Work instructions
Render the material again word for word, skipping the pictures in it.

Input for this task

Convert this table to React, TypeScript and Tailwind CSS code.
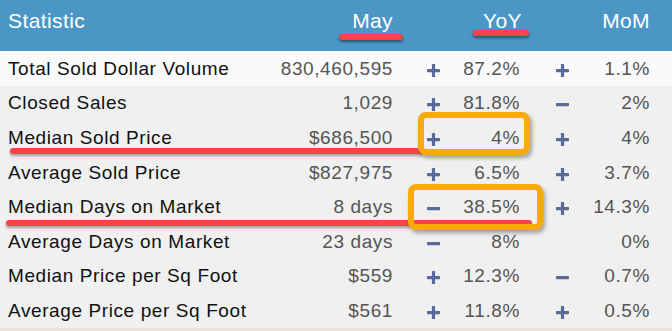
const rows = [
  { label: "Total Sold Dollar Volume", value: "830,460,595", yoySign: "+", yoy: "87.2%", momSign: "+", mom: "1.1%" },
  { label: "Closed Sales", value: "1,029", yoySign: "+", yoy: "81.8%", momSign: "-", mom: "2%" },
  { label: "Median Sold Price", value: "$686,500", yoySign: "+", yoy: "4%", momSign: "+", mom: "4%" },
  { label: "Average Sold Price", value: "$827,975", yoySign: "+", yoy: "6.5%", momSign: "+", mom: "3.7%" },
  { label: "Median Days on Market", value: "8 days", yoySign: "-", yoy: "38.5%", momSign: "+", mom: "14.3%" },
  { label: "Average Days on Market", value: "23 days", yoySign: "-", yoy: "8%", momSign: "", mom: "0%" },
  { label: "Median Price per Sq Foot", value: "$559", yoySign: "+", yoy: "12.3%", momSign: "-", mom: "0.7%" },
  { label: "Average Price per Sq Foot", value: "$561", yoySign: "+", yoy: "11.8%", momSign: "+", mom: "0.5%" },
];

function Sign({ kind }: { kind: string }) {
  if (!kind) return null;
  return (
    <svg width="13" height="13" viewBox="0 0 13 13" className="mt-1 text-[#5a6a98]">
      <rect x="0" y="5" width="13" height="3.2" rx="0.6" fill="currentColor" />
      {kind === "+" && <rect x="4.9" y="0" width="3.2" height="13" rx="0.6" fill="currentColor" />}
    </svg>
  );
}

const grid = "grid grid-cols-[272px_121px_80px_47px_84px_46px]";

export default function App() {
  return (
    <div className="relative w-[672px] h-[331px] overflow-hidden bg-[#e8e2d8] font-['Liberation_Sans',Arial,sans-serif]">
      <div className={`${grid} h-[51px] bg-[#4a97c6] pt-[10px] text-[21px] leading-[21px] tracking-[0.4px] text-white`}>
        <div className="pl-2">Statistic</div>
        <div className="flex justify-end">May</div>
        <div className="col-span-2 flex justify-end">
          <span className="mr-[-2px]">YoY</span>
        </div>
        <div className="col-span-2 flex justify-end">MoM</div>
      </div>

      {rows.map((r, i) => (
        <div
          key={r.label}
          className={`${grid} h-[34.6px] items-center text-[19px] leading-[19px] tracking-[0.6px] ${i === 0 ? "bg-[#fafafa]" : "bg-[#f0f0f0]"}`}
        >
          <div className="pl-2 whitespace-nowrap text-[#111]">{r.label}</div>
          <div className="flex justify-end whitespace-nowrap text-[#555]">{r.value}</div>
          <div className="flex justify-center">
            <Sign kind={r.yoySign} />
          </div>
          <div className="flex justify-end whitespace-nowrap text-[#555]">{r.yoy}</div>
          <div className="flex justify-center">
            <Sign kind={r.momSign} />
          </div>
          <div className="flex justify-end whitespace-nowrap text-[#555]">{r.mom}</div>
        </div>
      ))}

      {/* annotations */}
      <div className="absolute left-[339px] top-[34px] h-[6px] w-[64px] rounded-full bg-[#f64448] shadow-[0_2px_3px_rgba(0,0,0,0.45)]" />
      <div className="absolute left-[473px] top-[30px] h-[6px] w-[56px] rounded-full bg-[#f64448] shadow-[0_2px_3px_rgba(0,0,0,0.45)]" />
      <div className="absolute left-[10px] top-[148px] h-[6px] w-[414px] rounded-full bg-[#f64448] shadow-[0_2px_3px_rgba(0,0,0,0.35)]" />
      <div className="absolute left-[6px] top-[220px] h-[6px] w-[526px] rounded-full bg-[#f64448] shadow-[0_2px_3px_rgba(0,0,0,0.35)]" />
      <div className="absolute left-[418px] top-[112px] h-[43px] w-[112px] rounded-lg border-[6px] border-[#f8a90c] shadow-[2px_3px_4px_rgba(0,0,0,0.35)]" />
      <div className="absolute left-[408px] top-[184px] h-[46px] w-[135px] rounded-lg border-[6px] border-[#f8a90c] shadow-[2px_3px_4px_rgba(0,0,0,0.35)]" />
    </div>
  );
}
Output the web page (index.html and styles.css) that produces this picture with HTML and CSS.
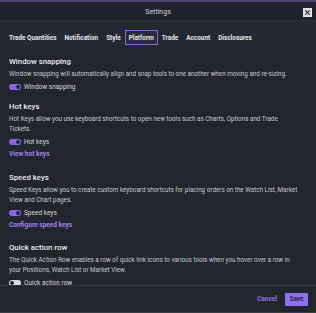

Answer to this task
Convert this table to React, TypeScript and Tailwind CSS code.
const rows = [
  { label: "Total Sold Dollar Volume", value: "830,460,595", yoySign: "+", yoy: "87.2%", momSign: "+", mom: "1.1%" },
  { label: "Closed Sales", value: "1,029", yoySign: "+", yoy: "81.8%", momSign: "-", mom: "2%" },
  { label: "Median Sold Price", value: "$686,500", yoySign: "+", yoy: "4%", momSign: "+", mom: "4%" },
  { label: "Average Sold Price", value: "$827,975", yoySign: "+", yoy: "6.5%", momSign: "+", mom: "3.7%" },
  { label: "Median Days on Market", value: "8 days", yoySign: "-", yoy: "38.5%", momSign: "+", mom: "14.3%" },
  { label: "Average Days on Market", value: "23 days", yoySign: "-", yoy: "8%", momSign: "", mom: "0%" },
  { label: "Median Price per Sq Foot", value: "$559", yoySign: "+", yoy: "12.3%", momSign: "-", mom: "0.7%" },
  { label: "Average Price per Sq Foot", value: "$561", yoySign: "+", yoy: "11.8%", momSign: "+", mom: "0.5%" },
];

function Sign({ kind }: { kind: string }) {
  if (!kind) return null;
  return (
    <svg width="13" height="13" viewBox="0 0 13 13" className="mt-1 text-[#5a6a98]">
      <rect x="0" y="5" width="13" height="3.2" rx="0.6" fill="currentColor" />
      {kind === "+" && <rect x="4.9" y="0" width="3.2" height="13" rx="0.6" fill="currentColor" />}
    </svg>
  );
}

const grid = "grid grid-cols-[272px_121px_80px_47px_84px_46px]";

export default function App() {
  return (
    <div className="relative w-[672px] h-[331px] overflow-hidden bg-[#e8e2d8] font-['Liberation_Sans',Arial,sans-serif]">
      <div className={`${grid} h-[51px] bg-[#4a97c6] pt-[10px] text-[21px] leading-[21px] tracking-[0.4px] text-white`}>
        <div className="pl-2">Statistic</div>
        <div className="flex justify-end">May</div>
        <div className="col-span-2 flex justify-end">
          <span className="mr-[-2px]">YoY</span>
        </div>
        <div className="col-span-2 flex justify-end">MoM</div>
      </div>

      {rows.map((r, i) => (
        <div
          key={r.label}
          className={`${grid} h-[34.6px] items-center text-[19px] leading-[19px] tracking-[0.6px] ${i === 0 ? "bg-[#fafafa]" : "bg-[#f0f0f0]"}`}
        >
          <div className="pl-2 whitespace-nowrap text-[#111]">{r.label}</div>
          <div className="flex justify-end whitespace-nowrap text-[#555]">{r.value}</div>
          <div className="flex justify-center">
            <Sign kind={r.yoySign} />
          </div>
          <div className="flex justify-end whitespace-nowrap text-[#555]">{r.yoy}</div>
          <div className="flex justify-center">
            <Sign kind={r.momSign} />
          </div>
          <div className="flex justify-end whitespace-nowrap text-[#555]">{r.mom}</div>
        </div>
      ))}

      {/* annotations */}
      <div className="absolute left-[339px] top-[34px] h-[6px] w-[64px] rounded-full bg-[#f64448] shadow-[0_2px_3px_rgba(0,0,0,0.45)]" />
      <div className="absolute left-[473px] top-[30px] h-[6px] w-[56px] rounded-full bg-[#f64448] shadow-[0_2px_3px_rgba(0,0,0,0.45)]" />
      <div className="absolute left-[10px] top-[148px] h-[6px] w-[414px] rounded-full bg-[#f64448] shadow-[0_2px_3px_rgba(0,0,0,0.35)]" />
      <div className="absolute left-[6px] top-[220px] h-[6px] w-[526px] rounded-full bg-[#f64448] shadow-[0_2px_3px_rgba(0,0,0,0.35)]" />
      <div className="absolute left-[418px] top-[112px] h-[43px] w-[112px] rounded-lg border-[6px] border-[#f8a90c] shadow-[2px_3px_4px_rgba(0,0,0,0.35)]" />
      <div className="absolute left-[408px] top-[184px] h-[46px] w-[135px] rounded-lg border-[6px] border-[#f8a90c] shadow-[2px_3px_4px_rgba(0,0,0,0.35)]" />
    </div>
  );
}
Output the web page (index.html and styles.css) that produces this picture with HTML and CSS.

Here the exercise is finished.